▸ **GOAL**: Search the material and gather each line with "screenshot" in it.

▸ **DATASET CONTENT**:
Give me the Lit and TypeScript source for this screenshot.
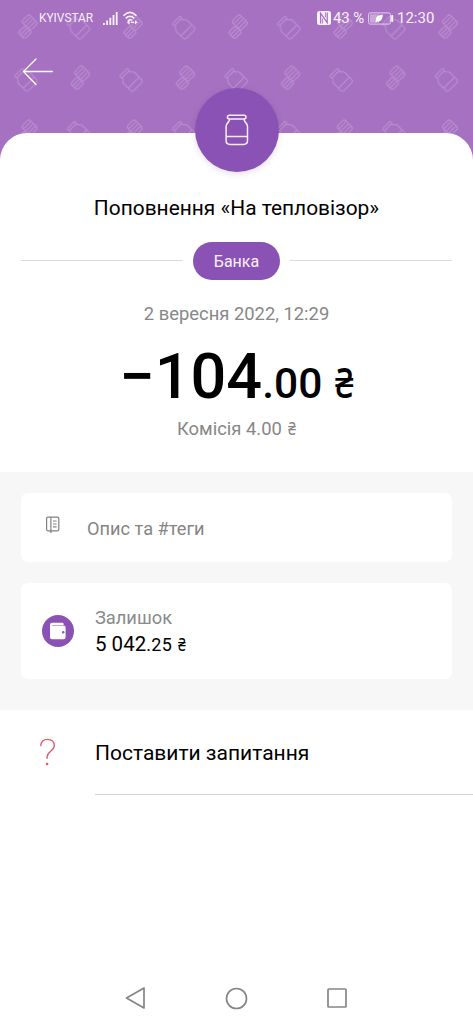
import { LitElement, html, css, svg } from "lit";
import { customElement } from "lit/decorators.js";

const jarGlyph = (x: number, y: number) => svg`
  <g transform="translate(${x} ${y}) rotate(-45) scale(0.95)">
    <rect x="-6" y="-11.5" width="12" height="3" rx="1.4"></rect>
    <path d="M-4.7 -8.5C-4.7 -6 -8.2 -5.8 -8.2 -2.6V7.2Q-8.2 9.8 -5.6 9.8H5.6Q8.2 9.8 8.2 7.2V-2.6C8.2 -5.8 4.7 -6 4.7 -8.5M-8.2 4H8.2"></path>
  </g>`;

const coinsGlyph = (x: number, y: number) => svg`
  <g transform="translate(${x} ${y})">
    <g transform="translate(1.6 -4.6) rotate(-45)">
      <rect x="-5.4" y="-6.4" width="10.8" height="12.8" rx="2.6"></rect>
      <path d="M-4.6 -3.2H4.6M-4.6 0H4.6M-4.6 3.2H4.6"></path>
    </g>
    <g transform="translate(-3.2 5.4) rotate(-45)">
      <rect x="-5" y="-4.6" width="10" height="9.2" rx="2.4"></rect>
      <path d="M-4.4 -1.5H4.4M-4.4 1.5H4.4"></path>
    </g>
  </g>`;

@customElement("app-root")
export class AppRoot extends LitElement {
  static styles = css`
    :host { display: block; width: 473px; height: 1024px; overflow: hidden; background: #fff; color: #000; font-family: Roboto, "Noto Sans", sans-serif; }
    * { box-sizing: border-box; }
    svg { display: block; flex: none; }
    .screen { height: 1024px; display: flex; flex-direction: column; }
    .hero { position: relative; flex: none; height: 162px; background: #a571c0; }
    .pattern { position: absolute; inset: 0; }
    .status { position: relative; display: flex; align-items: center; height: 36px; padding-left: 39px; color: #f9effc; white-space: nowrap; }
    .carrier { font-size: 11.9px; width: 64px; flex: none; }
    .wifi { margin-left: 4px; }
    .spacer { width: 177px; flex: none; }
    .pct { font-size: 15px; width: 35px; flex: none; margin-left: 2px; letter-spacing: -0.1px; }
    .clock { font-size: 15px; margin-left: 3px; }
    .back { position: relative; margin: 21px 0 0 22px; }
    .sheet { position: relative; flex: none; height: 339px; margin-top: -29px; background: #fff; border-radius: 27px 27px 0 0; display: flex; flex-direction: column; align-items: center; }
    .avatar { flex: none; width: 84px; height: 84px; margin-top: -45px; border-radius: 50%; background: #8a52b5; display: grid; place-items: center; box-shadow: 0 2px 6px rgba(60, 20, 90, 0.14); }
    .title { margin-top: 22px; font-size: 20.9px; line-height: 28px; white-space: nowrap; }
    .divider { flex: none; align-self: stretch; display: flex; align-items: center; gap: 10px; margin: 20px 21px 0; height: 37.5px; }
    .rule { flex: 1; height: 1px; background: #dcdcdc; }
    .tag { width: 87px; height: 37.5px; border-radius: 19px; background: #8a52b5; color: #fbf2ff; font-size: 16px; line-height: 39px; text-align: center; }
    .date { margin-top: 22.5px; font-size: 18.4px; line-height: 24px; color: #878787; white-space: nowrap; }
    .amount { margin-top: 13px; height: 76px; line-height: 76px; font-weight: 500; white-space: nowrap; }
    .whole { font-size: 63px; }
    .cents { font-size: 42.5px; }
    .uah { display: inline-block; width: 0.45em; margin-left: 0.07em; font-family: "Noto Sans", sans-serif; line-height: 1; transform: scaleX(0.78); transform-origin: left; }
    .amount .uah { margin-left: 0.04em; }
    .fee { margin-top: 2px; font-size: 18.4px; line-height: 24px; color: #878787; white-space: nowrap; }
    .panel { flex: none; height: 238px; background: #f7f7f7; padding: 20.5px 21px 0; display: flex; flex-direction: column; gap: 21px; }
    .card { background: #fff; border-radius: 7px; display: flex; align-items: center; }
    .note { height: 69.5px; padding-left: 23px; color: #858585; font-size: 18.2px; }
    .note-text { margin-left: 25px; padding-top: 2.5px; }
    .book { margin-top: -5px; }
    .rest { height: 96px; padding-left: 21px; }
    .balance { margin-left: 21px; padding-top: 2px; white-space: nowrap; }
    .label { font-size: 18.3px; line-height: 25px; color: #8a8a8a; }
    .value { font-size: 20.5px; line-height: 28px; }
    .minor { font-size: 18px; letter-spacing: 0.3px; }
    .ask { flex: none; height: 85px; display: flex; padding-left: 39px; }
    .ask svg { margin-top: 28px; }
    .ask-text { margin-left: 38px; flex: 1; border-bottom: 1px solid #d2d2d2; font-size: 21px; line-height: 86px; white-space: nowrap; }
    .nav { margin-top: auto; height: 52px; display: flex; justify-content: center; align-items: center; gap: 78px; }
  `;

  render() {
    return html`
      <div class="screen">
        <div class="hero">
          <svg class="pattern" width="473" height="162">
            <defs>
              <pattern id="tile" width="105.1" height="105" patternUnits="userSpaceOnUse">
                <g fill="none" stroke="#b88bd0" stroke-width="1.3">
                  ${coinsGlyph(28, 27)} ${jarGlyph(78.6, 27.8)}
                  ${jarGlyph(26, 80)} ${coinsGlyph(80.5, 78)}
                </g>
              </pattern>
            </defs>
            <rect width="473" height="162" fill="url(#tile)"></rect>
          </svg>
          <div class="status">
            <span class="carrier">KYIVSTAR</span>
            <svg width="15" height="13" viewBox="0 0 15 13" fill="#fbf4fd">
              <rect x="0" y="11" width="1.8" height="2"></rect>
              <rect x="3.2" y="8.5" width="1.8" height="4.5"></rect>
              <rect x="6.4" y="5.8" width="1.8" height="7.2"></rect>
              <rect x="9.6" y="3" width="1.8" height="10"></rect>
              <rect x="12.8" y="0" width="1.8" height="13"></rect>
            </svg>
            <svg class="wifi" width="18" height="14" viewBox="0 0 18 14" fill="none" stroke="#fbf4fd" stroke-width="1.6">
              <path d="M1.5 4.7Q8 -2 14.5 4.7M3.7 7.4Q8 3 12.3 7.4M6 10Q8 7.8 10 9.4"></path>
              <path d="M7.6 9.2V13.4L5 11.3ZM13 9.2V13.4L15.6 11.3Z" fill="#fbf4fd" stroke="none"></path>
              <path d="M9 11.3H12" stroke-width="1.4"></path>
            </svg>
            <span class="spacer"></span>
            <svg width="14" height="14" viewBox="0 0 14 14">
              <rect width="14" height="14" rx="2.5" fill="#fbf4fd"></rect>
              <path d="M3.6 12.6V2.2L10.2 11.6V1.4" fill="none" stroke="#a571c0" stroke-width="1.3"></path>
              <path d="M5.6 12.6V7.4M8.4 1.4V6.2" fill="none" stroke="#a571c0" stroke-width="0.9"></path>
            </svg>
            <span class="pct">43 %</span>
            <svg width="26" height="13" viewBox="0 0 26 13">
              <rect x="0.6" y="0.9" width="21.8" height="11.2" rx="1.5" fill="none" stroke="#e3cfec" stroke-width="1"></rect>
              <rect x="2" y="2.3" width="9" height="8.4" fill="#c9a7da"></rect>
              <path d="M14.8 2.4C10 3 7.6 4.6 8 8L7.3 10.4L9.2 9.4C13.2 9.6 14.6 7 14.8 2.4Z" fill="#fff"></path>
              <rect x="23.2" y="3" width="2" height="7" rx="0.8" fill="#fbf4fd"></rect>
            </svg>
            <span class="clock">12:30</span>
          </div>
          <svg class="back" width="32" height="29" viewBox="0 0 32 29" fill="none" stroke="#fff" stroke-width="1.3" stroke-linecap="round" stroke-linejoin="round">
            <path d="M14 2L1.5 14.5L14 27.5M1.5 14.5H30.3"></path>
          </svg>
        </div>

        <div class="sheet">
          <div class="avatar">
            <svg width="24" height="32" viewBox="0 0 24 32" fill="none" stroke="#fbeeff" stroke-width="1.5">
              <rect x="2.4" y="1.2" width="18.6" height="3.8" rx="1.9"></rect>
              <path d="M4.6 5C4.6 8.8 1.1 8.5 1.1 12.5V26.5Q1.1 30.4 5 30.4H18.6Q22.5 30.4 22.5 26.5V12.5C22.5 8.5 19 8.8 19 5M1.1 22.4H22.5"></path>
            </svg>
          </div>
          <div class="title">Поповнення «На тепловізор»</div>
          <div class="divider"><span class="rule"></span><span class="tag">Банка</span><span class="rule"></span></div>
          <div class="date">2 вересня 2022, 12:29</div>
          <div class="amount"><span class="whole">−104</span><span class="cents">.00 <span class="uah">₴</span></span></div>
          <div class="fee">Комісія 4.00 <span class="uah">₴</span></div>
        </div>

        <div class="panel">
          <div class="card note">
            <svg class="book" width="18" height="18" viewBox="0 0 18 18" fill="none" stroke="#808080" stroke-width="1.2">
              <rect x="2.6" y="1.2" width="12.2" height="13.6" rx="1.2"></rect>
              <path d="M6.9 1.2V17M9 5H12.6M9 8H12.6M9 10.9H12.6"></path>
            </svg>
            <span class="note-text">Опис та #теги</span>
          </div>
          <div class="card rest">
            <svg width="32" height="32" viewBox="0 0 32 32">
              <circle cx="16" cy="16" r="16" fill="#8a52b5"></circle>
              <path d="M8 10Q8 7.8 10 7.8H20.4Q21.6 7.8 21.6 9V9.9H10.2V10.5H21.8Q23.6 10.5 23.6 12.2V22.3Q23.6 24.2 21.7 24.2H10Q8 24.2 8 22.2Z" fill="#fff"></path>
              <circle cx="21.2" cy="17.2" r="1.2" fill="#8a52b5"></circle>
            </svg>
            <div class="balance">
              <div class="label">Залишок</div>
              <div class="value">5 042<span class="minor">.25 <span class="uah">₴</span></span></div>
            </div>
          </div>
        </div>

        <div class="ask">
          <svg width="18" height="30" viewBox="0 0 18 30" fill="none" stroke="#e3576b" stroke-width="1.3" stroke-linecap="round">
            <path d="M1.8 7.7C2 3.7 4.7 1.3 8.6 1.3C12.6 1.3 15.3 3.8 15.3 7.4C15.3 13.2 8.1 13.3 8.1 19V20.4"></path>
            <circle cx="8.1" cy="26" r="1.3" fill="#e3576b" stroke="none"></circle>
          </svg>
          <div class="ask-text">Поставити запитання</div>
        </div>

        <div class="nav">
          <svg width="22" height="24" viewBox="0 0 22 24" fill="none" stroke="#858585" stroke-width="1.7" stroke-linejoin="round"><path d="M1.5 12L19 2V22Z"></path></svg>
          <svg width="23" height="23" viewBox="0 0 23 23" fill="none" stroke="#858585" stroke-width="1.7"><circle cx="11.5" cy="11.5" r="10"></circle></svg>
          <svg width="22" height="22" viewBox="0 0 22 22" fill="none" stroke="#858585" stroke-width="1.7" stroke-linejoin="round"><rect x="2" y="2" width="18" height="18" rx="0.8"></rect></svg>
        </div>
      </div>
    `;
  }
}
--
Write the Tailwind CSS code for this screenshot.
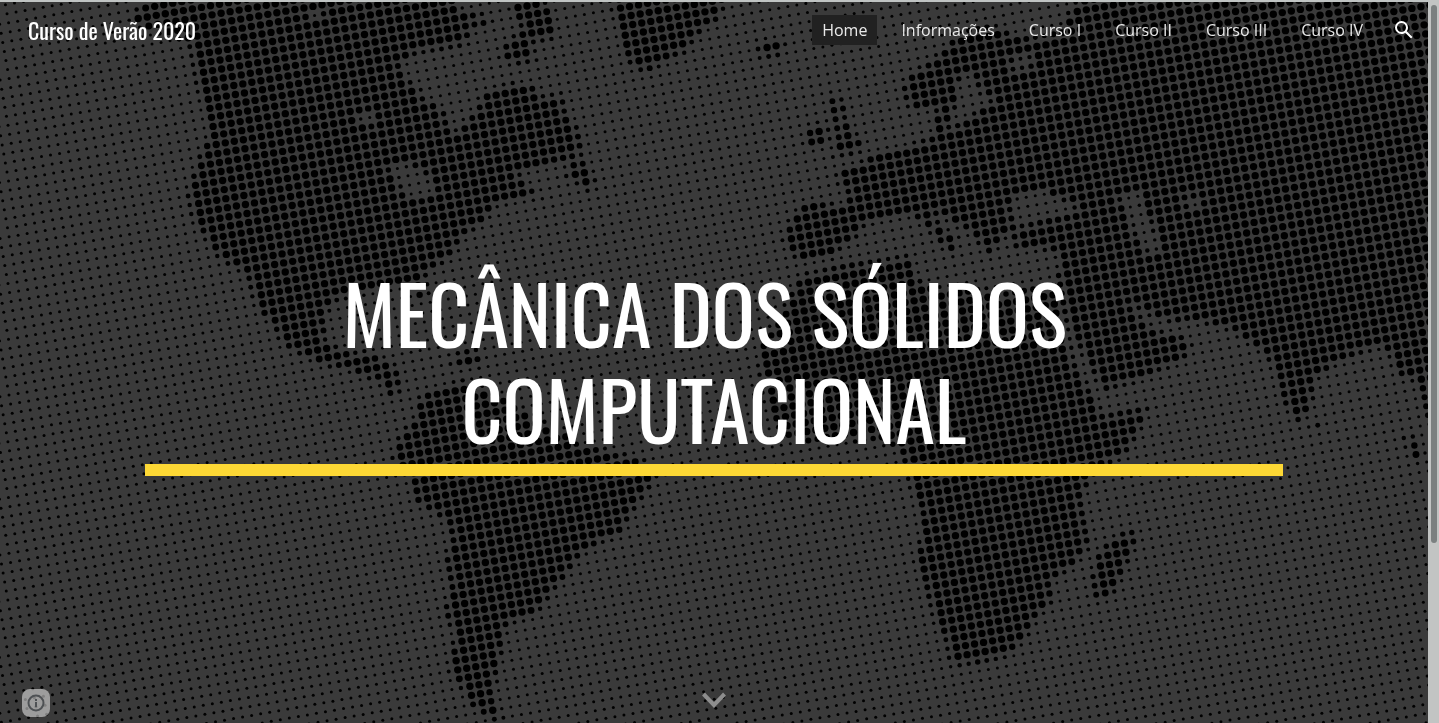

▸ **SOLUTION TO THE EXERCISE**:
Give me the Lit and TypeScript source for this screenshot.
Write the Tailwind CSS code for this screenshot.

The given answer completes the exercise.